Task instructions
Extract all lines from the data beneath that include the word "screenshot".

Extracted information
++++++++++
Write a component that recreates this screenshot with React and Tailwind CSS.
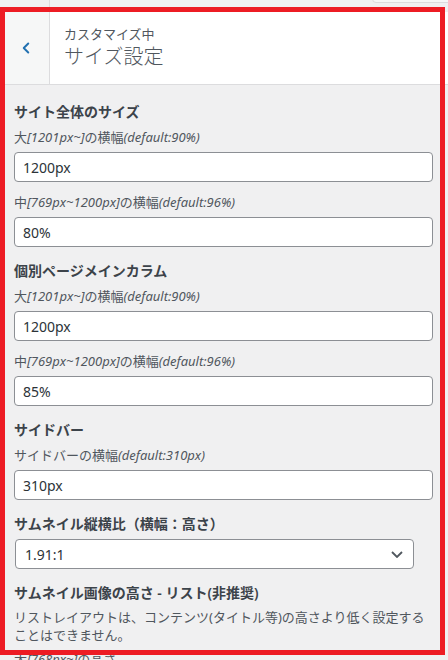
import { ChevronLeft } from "lucide-react";

const font = { fontFamily: '"Noto Sans", "Noto Sans CJK JP", sans-serif' };

function Label({ jp1, en1, jp2, en2 }) {
  return (
    <div className="h-5 leading-5 text-[13px] text-[#50575e] whitespace-nowrap">
      {jp1}
      {en1 && <span className="italic">{en1}</span>}
      {jp2}
      {en2 && <span className="italic">{en2}</span>}
    </div>
  );
}

function TextField({ label, value, last }) {
  return (
    <div className={last ? "" : "mb-[10px]"}>
      <Label {...label} />
      <div className="mt-[5px] h-[30px] rounded-[4px] border border-[#8c8f94] bg-white px-2 flex items-center text-[14px] text-[#2c3338]">
        {value}
      </div>
    </div>
  );
}

function SectionTitle({ children }) {
  return (
    <div className="h-6 leading-6 mb-[3px] text-[14px] font-semibold text-[#3c434a] whitespace-nowrap">
      {children}
    </div>
  );
}

const large = { jp1: "大", en1: "[1201px~]", jp2: "の横幅", en2: "(default:90%)" };
const middle = { jp1: "中", en1: "[769px~1200px]", jp2: "の横幅", en2: "(default:96%)" };

export default function App() {
  return (
    <div className="relative w-[448px] h-[660px] overflow-hidden bg-[#f0f0f1]" style={font}>
      {/* strip of the panel above */}
      <div className="relative h-3">
        <div className="absolute left-[49px] top-0 h-[7px] w-px bg-[#dcdcde]" />
        <div className="absolute left-[372px] -top-2 w-[90px] h-[11px] rounded-[4px] border border-[#dcdcde] bg-[#f6f7f7]" />
      </div>

      {/* section header */}
      <div className="flex h-[73px] bg-white border-b border-[#dcdcde]">
        <div className="w-[50px] shrink-0 bg-[#f6f7f7] border-r border-[#dcdcde] flex items-center justify-center pl-[3px]">
          <ChevronLeft size={18} strokeWidth={2.6} className="text-[#2271b1]" />
        </div>
        <div className="flex flex-col justify-center pl-[14px] pb-[2px]">
          <div className="leading-5 text-[13px] text-[#50575e]">カスタマイズ中</div>
          <div className="leading-[26px] text-[20px] font-light text-[#50575e]">サイズ設定</div>
        </div>
      </div>

      {/* controls */}
      <div className="pt-[15px] pl-[14px] pr-[15px]">
        <SectionTitle>サイト全体のサイズ</SectionTitle>
        <TextField label={large} value="1200px" />
        <TextField label={middle} value="80%" last />

        <div className="mt-3">
          <SectionTitle>個別ページメインカラム</SectionTitle>
          <TextField label={large} value="1200px" />
          <TextField label={middle} value="85%" last />
        </div>

        <div className="mt-3">
          <SectionTitle>サイドバー</SectionTitle>
          <TextField label={{ jp1: "サイドバーの横幅", en1: "(default:310px)" }} value="310px" last />
        </div>

        <div className="mt-3">
          <SectionTitle>サムネイル縦横比（横幅：高さ）</SectionTitle>
          <div className="mt-[2px] ml-px w-[399px] h-[30px] rounded-[4px] border border-[#8c8f94] bg-white pl-[9px] pr-[10px] flex items-center justify-between text-[14px] text-[#2c3338]">
            <span>1.91:1</span>
            <svg width="12" height="7" viewBox="0 0 12 7" fill="none">
              <path d="M1 1l5 5 5-5" stroke="#50575e" strokeWidth="1.8" />
            </svg>
          </div>
        </div>

        <div className="mt-3">
          <SectionTitle>サムネイル画像の高さ - リスト(非推奨)</SectionTitle>
          <p className="leading-[18px] text-[13px] text-[#50575e]">
            リストレイアウトは、コンテンツ(タイトル等)の高さより低く設定することはできません。
          </p>
          <div className="mt-[5px]">
            <Label jp1="大" en1="[768px~]" jp2="の高さ" />
          </div>
        </div>
      </div>

      {/* highlight frame over the panel */}
      <div className="absolute left-0 top-[7px] w-[445px] h-[648px] border-[5px] border-[#ed1c24] pointer-events-none" />
    </div>
  );
}
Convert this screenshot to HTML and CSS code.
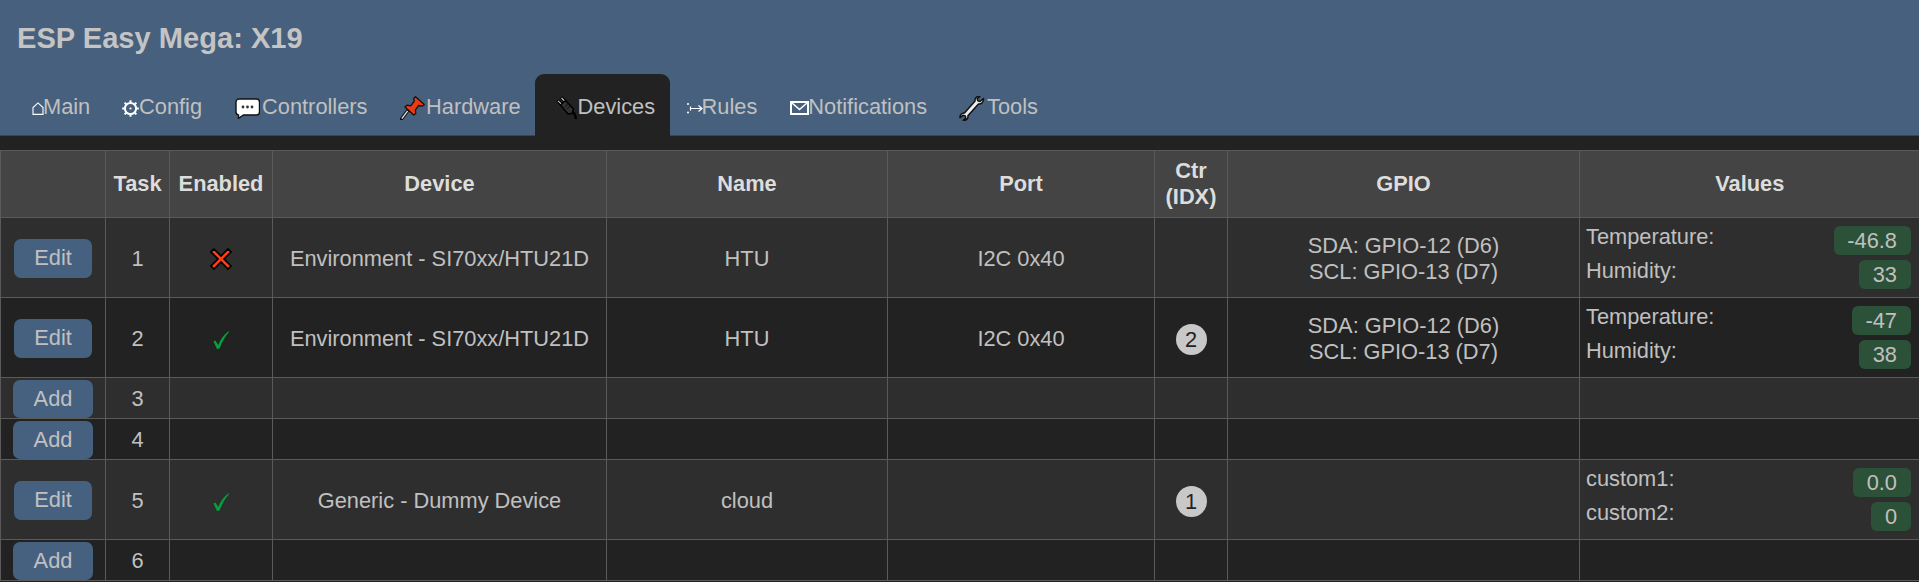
FILE: index.html
```html
<!DOCTYPE html>
<html lang="en">
<head>
<meta charset="utf-8">
<title>ESP Easy Mega: X19</title>
<link rel="stylesheet" href="styles.css">
</head>
<body>
<header class="head">
  <h1 class="title">ESP Easy Mega: X19</h1>
  <nav class="menu">
    <a class="tab"><svg class="ic ic-home" viewBox="0 0 12 13"><path d="M1 12.4V5.6L6 .9l5 4.7v6.8z" fill="none" stroke="#fff" stroke-width="1.1"/></svg>Main</a>
    <a class="tab"><svg class="ic ic-gear" viewBox="0 0 17 17"><circle cx="8.5" cy="8.5" r="5.6" fill="none" stroke="#fff" stroke-width="2"/><circle cx="8.5" cy="8.5" r="1.1" fill="#fff"/><path d="M8.5 .2v2.4M8.5 14.4v2.4M.2 8.5h2.400M14.400 8.500h2.400M2.600 2.600l1.700 1.700M12.700 12.700l1.700 1.700M14.400 2.600l-1.700 1.700M4.300 12.700l-1.700 1.700" stroke="#fff" stroke-width="2"/></svg>Config</a>
    <a class="tab"><svg class="ic ic-chat" viewBox="0 0 25 21"><path d="M4 1h17.500a3 3 0 0 1 3 3v10a3 3 0 0 1-3 3H8.500L3.500 20.300V17A3 3 0 0 1 1 14V4a3 3 0 0 1 3-3z" fill="#fff" stroke="#111" stroke-width="1.400"/><circle cx="8" cy="9" r="1.400" fill="#333"/><circle cx="12.500" cy="9" r="1.400" fill="#333"/><circle cx="17" cy="9" r="1.400" fill="#333"/></svg>Controllers</a>
    <a class="tab"><svg class="ic ic-pin" viewBox="0 0 25 24"><path d="M1.500 23l6-8" stroke="#111" stroke-width="3.400" stroke-linecap="round"/><path d="M1.800 22.600l5.800-7.800" stroke="#ddd" stroke-width="1.400"/><path d="M15.500.8l8.700 7.800-2.200 1.600-3.200-.7-3.400 4.400.3 3.700-2 1.400L4.900 10.900l2.200-1.700 3.600.6 3.600-4.700-.6-2.700z" fill="#ee3a12" stroke="#111" stroke-width="1.300" stroke-linejoin="round"/></svg>Hardware</a>
    <a class="tab tab-on"><svg class="ic ic-plug" viewBox="0 0 23 24"><path d="M16 15c3 2 4.500 3 4.800 8" fill="none" stroke="#000" stroke-width="2.400"/><path d="M2.500 4.500L7 9M6 1.500L11 6" stroke="#000" stroke-width="3.200"/><path d="M3 4.800l4 3.800M6.500 2l4 3.800" stroke="#ccc" stroke-width="1.100"/><path d="M5.500 9l5-4.500 8 8.500-1.500 4.500-4 .5z" fill="#333" stroke="#000" stroke-width="1.500" stroke-linejoin="round"/><path d="M10 11l3-3M12 13l3-3" stroke="#111" stroke-width="1"/></svg>Devices</a>
    <a class="tab"><svg class="ic ic-rules" viewBox="0 0 16 12"><circle cx="1" cy="2" r="1" fill="#fff"/><circle cx="1" cy="10.500" r="1" fill="#fff"/><path d="M3.500 6.500h11M11.500 3.500l3.500 3-3.500 3M3.500 4.500v4" fill="none" stroke="#fff" stroke-width="1.200"/></svg>Rules</a>
    <a class="tab"><svg class="ic ic-mail" viewBox="0 0 19 14"><rect x="1" y="1" width="17" height="12" fill="none" stroke="#fff" stroke-width="2"/><path d="M1.500 1.500l8 7 8-7" fill="none" stroke="#fff" stroke-width="1.600"/></svg>Notifications</a>
    <a class="tab"><svg class="ic ic-tool" viewBox="0 0 26 25"><path d="M24.500 2.500l-3.500 3-2.200-.6-.6-2.200 2.600-2.300c-3-.6-5.300 1.800-4.700 4.700L5.500 17c-2.500-.2-4.800 2-4.500 4.700l3-2.400 2.300.7.500 2.100-2.600 2.300c3 .5 5.300-1.800 4.700-4.600L19.500 7.900c2.800.5 5.300-2 5-5.400z" fill="#eee" stroke="#111" stroke-width="1.500" stroke-linejoin="round"/></svg>Tools</a>
  </nav>
</header>
<main class="page">
  <table class="grid">
    <colgroup>
      <col class="c-act"><col class="c-task"><col class="c-en"><col class="c-dev"><col class="c-name"><col class="c-port"><col class="c-ctr"><col class="c-gpio"><col class="c-val">
    </colgroup>
    <thead>
      <tr class="r-head"><th></th><th>Task</th><th>Enabled</th><th>Device</th><th>Name</th><th>Port</th><th>Ctr<br>(IDX)</th><th>GPIO</th><th>Values</th></tr>
    </thead>
    <tbody>
      <tr class="r-tall">
        <td><a class="btn">Edit</a></td><td>1</td>
        <td><svg class="mark-x" viewBox="0 0 24 24"><path d="M5 2l7 7 7-7 3 3-7 7 7 7-3 3-7-7-7 7-3-3 7-7-7-7z" fill="#ff3d13" stroke="#000" stroke-width="1.700" stroke-linejoin="miter"/></svg></td>
        <td>Environment - SI70xx/HTU21D</td><td>HTU</td><td>I2C 0x40</td><td></td>
        <td>SDA: GPIO-12 (D6)<br>SCL: GPIO-13 (D7)</td>
        <td class="vals"><div class="kv"><span class="k">Temperature:</span><span class="v">-46.8</span></div><div class="kv"><span class="k">Humidity:</span><span class="v">33</span></div></td>
      </tr>
      <tr class="r-tall">
        <td><a class="btn">Edit</a></td><td>2</td>
        <td><svg class="mark-ok" viewBox="0 0 16 18"><path d="M0.500 10.500l1.800-1 3 4.500C7.500 8.500 10.500 4 15.500.3L16 1C12 5.500 9 11 6.500 17.500l-2.500.5z" fill="#00a33c"/></svg></td>
        <td>Environment - SI70xx/HTU21D</td><td>HTU</td><td>I2C 0x40</td><td><span class="dot">2</span></td>
        <td>SDA: GPIO-12 (D6)<br>SCL: GPIO-13 (D7)</td>
        <td class="vals"><div class="kv"><span class="k">Temperature:</span><span class="v">-47</span></div><div class="kv"><span class="k">Humidity:</span><span class="v">38</span></div></td>
      </tr>
      <tr class="r-low"><td><a class="btn btn-add">Add</a></td><td>3</td><td></td><td></td><td></td><td></td><td></td><td></td><td></td></tr>
      <tr class="r-low"><td><a class="btn btn-add">Add</a></td><td>4</td><td></td><td></td><td></td><td></td><td></td><td></td><td></td></tr>
      <tr class="r-tall">
        <td><a class="btn">Edit</a></td><td>5</td>
        <td><svg class="mark-ok" viewBox="0 0 16 18"><path d="M0.500 10.500l1.800-1 3 4.500C7.500 8.500 10.500 4 15.500.3L16 1C12 5.500 9 11 6.500 17.500l-2.500.5z" fill="#00a33c"/></svg></td>
        <td>Generic - Dummy Device</td><td>cloud</td><td></td><td><span class="dot">1</span></td><td></td>
        <td class="vals"><div class="kv"><span class="k">custom1:</span><span class="v">0.0</span></div><div class="kv"><span class="k">custom2:</span><span class="v">0</span></div></td>
      </tr>
      <tr class="r-low"><td><a class="btn btn-add">Add</a></td><td>6</td><td></td><td></td><td></td><td></td><td></td><td></td><td></td></tr>
    </tbody>
  </table>
</main>
</body>
</html>
```

FILE: styles.css
```css
html, body {
  margin: 0;
  padding: 0;
  height: 582px;
  overflow: hidden;
  background: #222;
  color: #c0c0c0;
  font-family: "Liberation Sans", Arial, sans-serif;
  font-size: 21.8px;
  line-height: 26px;
}

.head {
  background: #46607e;
  border-bottom: 1px solid #444;
  height: 135px;
}

.title {
  margin: 0;
  padding: 1px 0 0 17px;
  height: 73px;
  line-height: 74px;
  font-size: 29.1px;
  font-weight: bold;
  color: #c4c4c4;
}

.menu {
  display: flex;
  height: 62px;
  padding-left: 15.5px;
}

.tab {
  display: flex;
  align-items: center;
  height: 62px;
  padding: 4px 16.5px 0;
  color: #c0c0c0;
  border-radius: 9px 9px 0 0;
  box-sizing: border-box;
}

.tab-on {
  background: #222;
  margin-left: -2.5px;
  padding-left: 20px;
  padding-right: 15px;
}

.ic { flex: none; display: block; margin-top: 2px; }
.ic-home { width: 12px; height: 13px; margin-right: -1px; }
.ic-gear { width: 17px; height: 17px; margin-left: -1.2px; }
.ic-chat { width: 25px; height: 21px; margin-right: 2px; }
.ic-pin { width: 25px; height: 24px; margin-right: .6px; }
.ic-plug { width: 23px; height: 24px; }
.ic-rules { width: 16px; height: 12px; margin-right: -1px; }
.ic-mail { width: 19px; height: 14px; margin-right: -1px; }
.ic-tool { width: 26px; height: 25px; margin-left: -1px; margin-right: 2px; }

.page { padding-top: 14px; }

.grid {
  width: 1919px;
  table-layout: fixed;
  border-collapse: collapse;
}

.c-act { width: 105px; }
.c-task { width: 64px; }
.c-en { width: 103px; }
.c-dev { width: 334px; }
.c-name { width: 281px; }
.c-port { width: 267px; }
.c-ctr { width: 73px; }
.c-gpio { width: 352px; }
.c-val { width: 340px; }

.grid th, .grid td {
  border: 1px solid #5a5a5a;
  padding: 0;
  text-align: center;
  vertical-align: middle;
}

.grid td { padding-top: 2px; }
.grid .r-low td { padding-top: 1px; }

.grid th:last-child, .grid td:last-child { border-right: 0; }

.grid th {
  background: #444;
  color: #ddd;
  font-weight: bold;
}

.r-head { height: 67px; }
.r-tall { height: 80px; }
.r-low { height: 41px; }

tbody tr:nth-child(odd) td { background: #2e2e2e; }
tbody tr:nth-child(even) td { background: #222; }

.btn {
  display: inline-block;
  width: 78px;
  height: 39px;
  line-height: 38px;
  background: #466180;
  border-radius: 7px;
  color: #c0c0c0;
  vertical-align: middle;
}

.btn-add { width: 80px; height: 38px; }

.mark-x { width: 24px; height: 24px; display: block; margin: 1px auto 0; }
.mark-ok { width: 16px; height: 18px; display: block; margin: 2px auto 0; }

.dot {
  display: inline-block;
  width: 31px;
  height: 31px;
  line-height: 31px;
  margin-top: 2px;
  border-radius: 50%;
  background: #c8c8c8;
  color: #222;
  vertical-align: middle;
}

.grid td.vals {
  padding: 0 9px 0 6px;
  text-align: left;
}

.kv {
  display: flex;
  justify-content: space-between;
  align-items: flex-start;
  height: 29px;
}

.kv + .kv { margin-top: 5px; }

.k { margin-top: -2px; }

.v {
  height: 29px;
  line-height: 29px;
  padding: 0 13.5px;
  box-sizing: border-box;
  background: #2b5239;
  border-radius: 6px;
}
```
++++++++++
Solution to the problem
Write a component that recreates this screenshot with React and Tailwind CSS.
Convert this screenshot to HTML and CSS code.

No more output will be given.